Adams and his colleagues, however, offered a vastly different narrative of a defensive reaction in a shoot-out to which they were forced to respond.
The police claimed that two illegal firearms – a Taurus 9mm pistol with six cartridges and a Winchester rifle with 14 rounds – were seized. The CMU was later disbanded.
Thomas’ relative, Khadane Rowe, may have been too young to remember the details of that day, but he said the sight of Thomas after he surfaced from the bushes has scarred his memory forever.
“I am still traumatised by it … . And it left the impression that I can be sitting right here and the police can come back and do the same thing,” he said, sombrely.

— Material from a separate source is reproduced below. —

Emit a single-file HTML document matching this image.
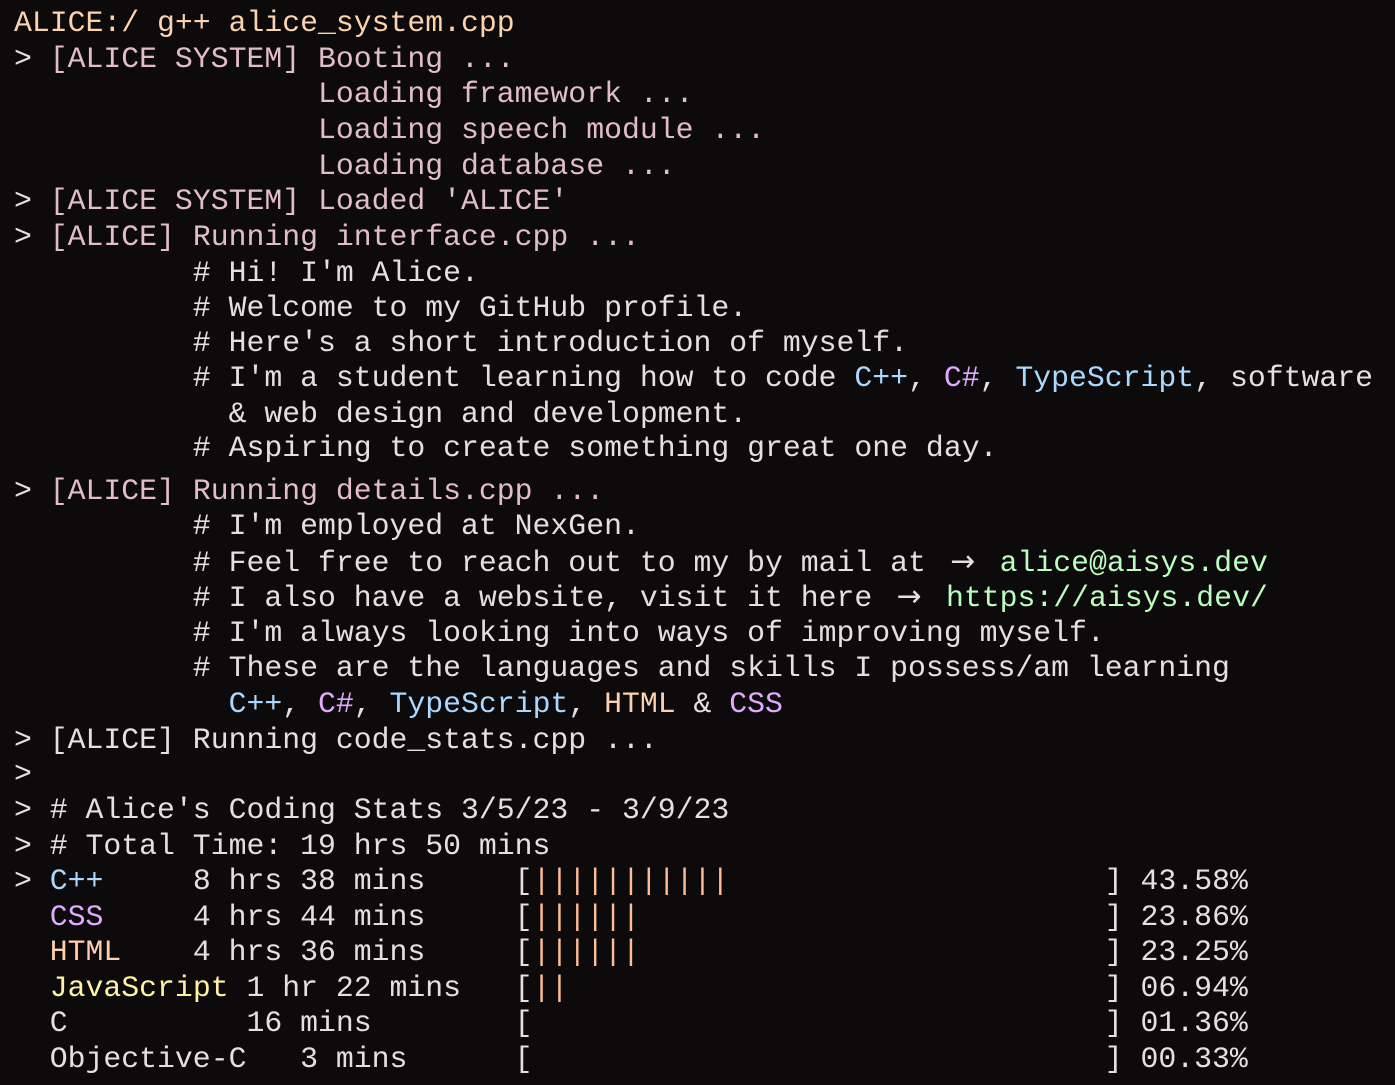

Adams, who retired from the Jamaica Constabulary Force in 2008, has chafed at the State Department’s designation of him and the other five men as being guilty of gross violations. He calls Washington “the Great Satan”, lambasting the Trump administration for baseless allegations and seeking to undermine the decision of a sovereign Jamaican court.
Secretary of State Mike Pompeo said that America’s actions “underscore our support for human rights and our commitment to promoting accountability for perpetrators of human-rights violations in Jamaica and around the world”.
The sanctions fall under the Magnitsky Act and bans the six men and their families from travelling to the US. Any assets held in the US will also be frozen.
Verol Smith, a Rastafarian resident of Kraal, said the 2003 bloodbath also had traumatic consequences for another escapee.
Now deceased, Jah T had left the death house just moments before the police descended on the community. Jah T, Smith said, was never the same after the shooting.
“Him keep speaking about it, and him old lady was a very sick lady at the time, and how police come make noise wid loud machine guns and dem tings deh,” said Smith.
“So him madda get traumatised and scared and a tremble fi days.”
Jah T died about two months ago.
The Kraal death house is now occupied by Marlene Spencer – niece of the owner who rented it to one of the victims.
Although she wasn’t in the community on May 7, 2003, Spencer said that her uncle was upset that he did not receive state compensation for the damage to the home. He was also peeved at the police’s claim that a gun was found in his room.
“That is definitely not true. They (police) kicked down the door and went in there because my uncle locked up that section of the house after he rented it out,” Spencer said.